* **What needs to be done**
Show all lines from the data that include the word "this".

* * * * * * *

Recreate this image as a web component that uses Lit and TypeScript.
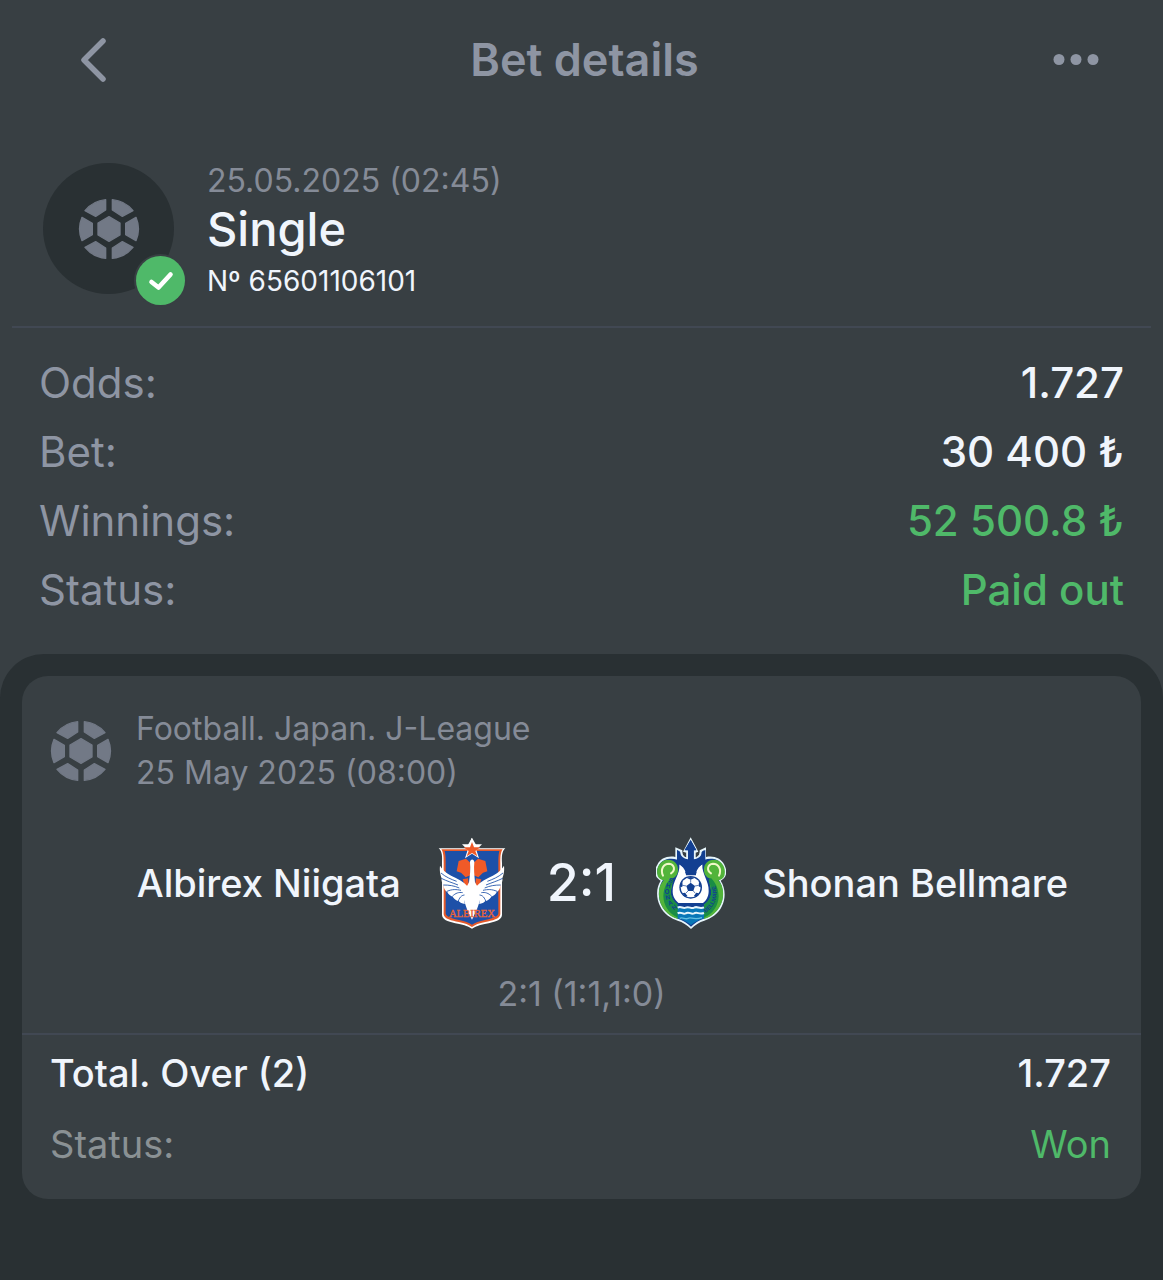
import { LitElement, html, svg, css } from "lit";
import { customElement, property } from "lit/decorators.js";

interface Fact {
  label: string;
  value: string;
  positive?: boolean;
}

const summary: Fact[] = [
  { label: "Odds:", value: "1.727" },
  { label: "Bet:", value: "30 400 ₺" },
  { label: "Winnings:", value: "52 500.8 ₺", positive: true },
  { label: "Status:", value: "Paid out", positive: true },
];

/* Football made of six rim panels around a hexagon. */
@customElement("ball-icon")
export class BallIcon extends LitElement {
  static styles = css`
    :host {
      display: block;
      flex: none;
      width: 62px;
      height: 62px;
      color: #727986;
    }
    svg {
      display: block;
      width: 100%;
      height: 100%;
    }
  `;

  render() {
    const corner = "M-10 -88V-57L-40 -38L-72 -55A91 91 0 0 1 -10 -88Z";
    const side = "M-81 -35L-50 -17V17L-81 35A89 89 0 0 1 -81 -35Z";
    return html`<svg viewBox="-93 -93 186 186" aria-hidden="true">
      <g fill="currentColor" stroke="currentColor" stroke-width="4" stroke-linejoin="round">
        <path d="M0 -37L33 -18V18L0 37L-33 18V-18Z" />
        <path d=${corner} />
        <path d=${corner} transform="scale(-1 1)" />
        <path d=${corner} transform="scale(1 -1)" />
        <path d=${corner} transform="scale(-1 -1)" />
        <path d=${side} />
        <path d=${side} transform="scale(-1 1)" />
      </g>
    </svg>`;
  }
}

@customElement("team-crest")
export class TeamCrest extends LitElement {
  @property() team = "";

  static styles = css`
    :host {
      display: block;
      flex: none;
      width: 70px;
      height: 92px;
    }
    svg {
      display: block;
      width: 100%;
      height: 100%;
    }
    .serif {
      font-family: "Liberation Serif", serif;
    }
    .sans {
      font-family: "Liberation Sans", sans-serif;
      font-weight: 700;
    }
  `;

  private albirex() {
    const wing = svg`
      <path fill="#fff" d="M153 195C143 178 128 167 108 158C91 151 74 141 62 122C60 140 64 151 67 160C65 167 69 176 73 182C73 190 78 197 84 201C87 209 94 213 100 215C105 223 112 227 118 228C124 235 132 237 138 237L153 245Z"/>
      <g stroke="#1d50a8" stroke-width="2.6" fill="none">
        <path d="M65 144C80 157 96 163 112 169"/>
        <path d="M66 160C84 169 99 173 116 180"/>
        <path d="M72 180C90 180 104 182 120 189"/>
        <path d="M83 199C99 192 111 193 125 196"/>
        <path d="M99 214C109 204 118 201 130 203"/>
        <path d="M117 228C122 214 129 210 137 210"/>
        <path d="M137 236C137 226 139 220 143 216"/>
      </g>`;
    return html`<svg viewBox="53 36 210 276" role="img" aria-label="Albirex Niigata crest">
      <path fill="#fff" d="M58 70H140L158 38L176 70H258C247 80 247 95 248 115V270C247 287 221 292 200 296C180 300 168 304 158 311C148 304 136 300 116 296C95 292 69 287 68 270V115C69 95 69 80 58 70Z"/>
      <path fill="#e4592a" d="M66 73H250C243 83 243 98 243 115V268C242 282 219 287 198 291C179 295 168 299 158 306C148 299 137 295 118 291C97 287 74 282 73 268V115C73 98 73 83 66 73Z"/>
      <path fill="#1d50a8" d="M76 78H240C237 90 237 103 237 117V265C236 277 215 281 197 285C179 289 168 293 158 299C148 293 137 289 119 285C101 281 80 277 79 265V117C79 103 79 90 76 78Z"/>
      <path fill="#f05a28" d="M118 108L140 101L153 113V151L139 157L125 143L112 139ZM198 108L176 101L163 113V151L177 157L191 143L204 139Z"/>
      <path fill="#f05a28" d="M130 163L146 160L151 198L137 184ZM186 163L170 160L165 198L179 184Z"/>
      ${wing}
      <g transform="translate(316 0) scale(-1 1)">${wing}</g>
      <path fill="#fff" d="M152 112C153 101 164 101 165 112C163 129 165 150 167 172C177 187 181 202 181 216C181 239 170 261 158 284C146 261 135 239 135 216C135 202 140 187 149 172C152 151 154 132 152 112Z"/>
      <path fill="#fff" d="M157 38L165 58L188 58L171 75L179 100L158 86L137 100L145 75L128 58H150Z"/>
      <path fill="#f05a28" d="M158 51L164 67L183 67L168 78L174 94L158 84L142 94L148 78L133 67H152Z"/>
      <text class="serif" x="158" y="277" text-anchor="middle" font-size="32" fill="#e86436" stroke="#e86436" stroke-width="1">ALBIREX</text>
    </svg>`;
  }

  private bellmare() {
    const scroll = svg`
      <path fill="#52b43a" d="M58 153C51 127 66 105 89 104C112 104 123 123 118 143C115 155 104 160 99 161C105 168 101 181 98 196C95 216 106 231 119 239V282C89 275 64 246 62 214C60 190 67 176 76 166C67 164 61 160 58 153Z"/>
      <path fill="none" stroke="#f0f8c8" stroke-width="6" stroke-linecap="round" d="M74 152C65 132 76 116 92 116C109 118 112 136 98 145"/>
      <path fill="#1a8d45" d="M98 159L105 164C99 184 96 196 98 208C101 223 110 234 119 239V278C92 266 76 243 75 213C76 188 85 173 98 159Z"/>`;
    return html`<svg viewBox="53 36 210 276" role="img" aria-label="Shonan Bellmare crest">
      <path fill="#e6f5fb" d="M157 37L180 80L172 83V99C184 95 184 86 184 76L203 67V96C226 91 248 100 258 119C271 145 260 160 247 167C261 188 263 219 251 243C240 268 216 281 198 287C183 291 170 300 158 312C146 300 133 291 118 287C100 281 76 268 65 243C53 219 53 188 67 167C52 159 43 142 57 119C66 100 88 91 111 96V67L132 76C132 87 134 95 144 99V83L134 80Z"/>
      <path fill="#123f91" d="M157 45L174 75L166 76V106C184 105 191 95 191 80L198 75V104C220 98 241 101 252 120C263 140 256 155 240 163C256 186 258 217 246 240C234 264 213 276 196 281C181 286 169 294 158 305C147 294 134 286 119 281C101 275 80 262 69 239C58 216 59 187 74 164C56 156 51 138 63 119C74 101 97 98 117 104V75L124 80C124 95 132 105 149 106V76L139 75Z"/>
      <path fill="#fff" d="M123 118C134 126 143 136 143 151H173C173 136 181 126 192 118C190 149 213 168 211 199C211 216 202 229 192 236H123C112 228 103 216 103 199C102 169 126 149 123 118Z"/>
      ${scroll}
      <g transform="translate(316 0) scale(-1 1)">${scroll}</g>
      <path fill="#123f91" d="M116 75L126 81C126 94 136 101 149 103V76H139L157 45L174 76H166V103C181 101 190 94 190 81L201 75V111C193 120 180 123 169 129L175 145H140L147 129C134 124 121 120 116 111Z"/>
      <path fill="none" stroke="#e6f5fb" stroke-width="3" d="M146 84V99C137 97 130 92 128 80M169 84V99C178 97 185 92 187 80"/>
      <circle cx="157" cy="187" r="34" fill="#123f91"/>
      <circle cx="157" cy="187" r="30" fill="#fff"/>
      <g fill="#123f91">
        <path d="M157 173L170 183L165 198H149L144 183Z"/>
        <path d="M144 158L157 164L170 158L157 156ZM182 170L181 184L188 188L186 174ZM132 170L133 184L126 188L128 174ZM174 203L166 214L174 215L182 205ZM140 203L148 214L140 215L132 205Z"/>
      </g>
      <path fill="none" stroke="#123f91" stroke-width="2" d="M157 173V164M170 183L181 181M165 198L171 205M149 198L142 205M144 183L133 181"/>
      <path fill="#0877b7" d="M118 234H197V280C180 285 169 292 158 300C147 292 136 285 118 280Z"/>
      <path fill="#123f91" d="M118 234H197V247C186 255 179 243 168 248C158 256 149 243 139 248C130 253 124 248 118 245Z"/>
      <path fill="none" stroke="#e6f5fb" stroke-width="6" d="M118 248C128 242 133 252 142 248C152 242 158 253 167 248C177 242 182 253 197 247M118 265C128 258 133 270 142 265C152 258 158 270 167 265C177 259 182 270 197 264"/>
      <path fill="none" stroke="#62bfe1" stroke-width="4" d="M124 280C134 274 140 285 149 280C158 275 165 286 191 278"/>
      <path id="right-arc" fill="none" d="M201 264C241 238 243 190 220 161"/>
      <text class="sans" font-size="17" fill="#123f91"><textPath href="#right-arc">BELLMARE</textPath></text>
      <g class="sans" font-size="19" fill="#123f91" text-anchor="middle">
        <text transform="translate(98 166) rotate(15)" y="7">S</text>
        <text transform="translate(90 181) rotate(10)" y="7">H</text>
        <text transform="translate(86 199)" y="7">O</text>
        <text transform="translate(88 217) rotate(-12)" y="7">N</text>
        <text transform="translate(95 233) rotate(-25)" y="7">A</text>
        <text transform="translate(107 247) rotate(-38)" y="7">N</text>
      </g>
    </svg>`;
  }

  render() {
    return this.team === "albirex" ? this.albirex() : this.bellmare();
  }
}

@customElement("app-root")
export class AppRoot extends LitElement {
  static styles = css`
    :host {
      display: flex;
      flex-direction: column;
      min-height: 100vh;
      background: #383f43;
      color: #f0f5fc;
      font-family: Inter, "Liberation Sans", sans-serif;
    }
    h1,
    h2,
    p,
    dl,
    dd {
      margin: 0;
    }
    .bar {
      display: grid;
      grid-template-columns: 96px 1fr 96px;
      align-items: center;
      height: 120px;
      padding: 0 39px 0 45px;
      color: #8e95a3;
    }
    .bar h1 {
      text-align: center;
      font-size: 45px;
      line-height: 56px;
      font-weight: 600;
    }
    .icon-button {
      display: flex;
      align-items: center;
      justify-content: center;
      height: 72px;
      padding: 0 12px;
      border: 0;
      background: none;
      color: inherit;
      cursor: pointer;
    }
    .coupon {
      display: flex;
      align-items: flex-start;
      gap: 33px;
      margin: 0 12px;
      padding: 39px 31px 19px;
      border-bottom: 2px solid #414853;
    }
    .avatar {
      position: relative;
      display: flex;
      flex: none;
      align-items: center;
      justify-content: center;
      width: 131px;
      height: 131px;
      margin-top: 4px;
      border-radius: 50%;
      background: #293033;
    }
    .badge {
      position: absolute;
      right: -13px;
      bottom: -13px;
      width: 53px;
      height: 53px;
    }
    .muted {
      color: #858b97;
    }
    .small {
      font-size: 32px;
      line-height: 44px;
    }
    .coupon h2 {
      font-size: 47px;
      line-height: 52px;
      font-weight: 500;
    }
    .number {
      font-size: 28px;
      line-height: 52px;
    }
    .facts {
      padding: 20px 39px 30px;
      font-size: 42px;
      line-height: 69px;
    }
    .row {
      display: flex;
      justify-content: space-between;
      gap: 24px;
    }
    .facts dt {
      color: #8e95a3;
    }
    .facts dd {
      font-weight: 500;
    }
    .row .positive {
      color: #4fb969;
    }
    .events {
      flex: 1;
      padding: 22px;
      border-radius: 44px 44px 0 0;
      background: #293033;
    }
    .card {
      border-radius: 26px;
      background: #383f43;
    }
    .league {
      display: flex;
      align-items: center;
      gap: 24px;
      padding: 31px 28px 42px;
    }
    .teams {
      display: grid;
      grid-template-columns: 1fr auto auto auto 1fr;
      align-items: center;
      column-gap: 36px;
      font-size: 38px;
      line-height: 48px;
      font-weight: 500;
    }
    .home {
      text-align: right;
    }
    .score {
      padding: 0 4px;
      font-size: 52px;
    }
    .periods {
      padding: 43px 0 17px;
      text-align: center;
      font-size: 34px;
      line-height: 44px;
    }
    .outcome {
      display: flex;
      flex-direction: column;
      gap: 23px;
      padding: 14px 30px 31px 28px;
      border-top: 2px solid #414853;
      font-size: 38px;
      line-height: 48px;
    }
    .outcome .main {
      font-weight: 500;
    }
    .outcome .muted {
      color: #8a9194;
    }
  `;

  render() {
    return html`
      <header class="bar">
        <button class="icon-button" aria-label="Back">
          <svg width="28" height="46" viewBox="0 0 28 46" fill="none" stroke="currentColor" stroke-width="5.5" stroke-linecap="round" stroke-linejoin="round">
            <path d="M24 4L5 23L24 42" />
          </svg>
        </button>
        <h1>Bet details</h1>
        <button class="icon-button" aria-label="More">
          <svg width="46" height="12" viewBox="0 0 46 12" fill="currentColor">
            <circle cx="6" cy="5.500" r="5.5" />
            <circle cx="23" cy="5.500" r="5.5" />
            <circle cx="40" cy="5.500" r="5.5" />
          </svg>
        </button>
      </header>
      <section class="coupon">
        <div class="avatar">
          <ball-icon></ball-icon>
          <svg class="badge" viewBox="0 0 53 53" role="img" aria-label="Won">
            <circle cx="26.5" cy="26.5" r="26.5" fill="#383f43" />
            <circle cx="26.5" cy="26.5" r="24.5" fill="#4fb969" />
            <path d="M17.500 28L24.500 33.500L36.500 20.500" fill="none" stroke="#fff" stroke-width="4.600" stroke-linecap="round" stroke-linejoin="round" />
          </svg>
        </div>
        <div>
          <p class="small muted">25.05.2025 (02:45)</p>
          <h2>Single</h2>
          <p class="number">Nº 65601106101</p>
        </div>
      </section>
      <dl class="facts">
        ${summary.map(
          (f) => html`<div class="row">
            <dt>${f.label}</dt>
            <dd class=${f.positive ? "positive" : ""}>${f.value}</dd>
          </div>`
        )}
      </dl>
      <main class="events">
        <article class="card">
          <div class="league">
            <ball-icon></ball-icon>
            <div class="small muted">
              <p>Football. Japan. J-League</p>
              <p>25 May 2025 (08:00)</p>
            </div>
          </div>
          <div class="teams">
            <span class="home">Albirex Niigata</span>
            <team-crest team="albirex"></team-crest>
            <span class="score">2:1</span>
            <team-crest team="bellmare"></team-crest>
            <span>Shonan Bellmare</span>
          </div>
          <p class="periods muted">2:1 (1:1,1:0)</p>
          <div class="outcome">
            <div class="row main"><span>Total. Over (2)</span><span>1.727</span></div>
            <div class="row"><span class="muted">Status:</span><span class="positive">Won</span></div>
          </div>
        </article>
      </main>
    `;
  }
}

* * * * * * *

* **Exercise output**
Recreate this image as a web component that uses Lit and TypeScript.
    return this.team === "albirex" ? this.albirex() : this.bellmare();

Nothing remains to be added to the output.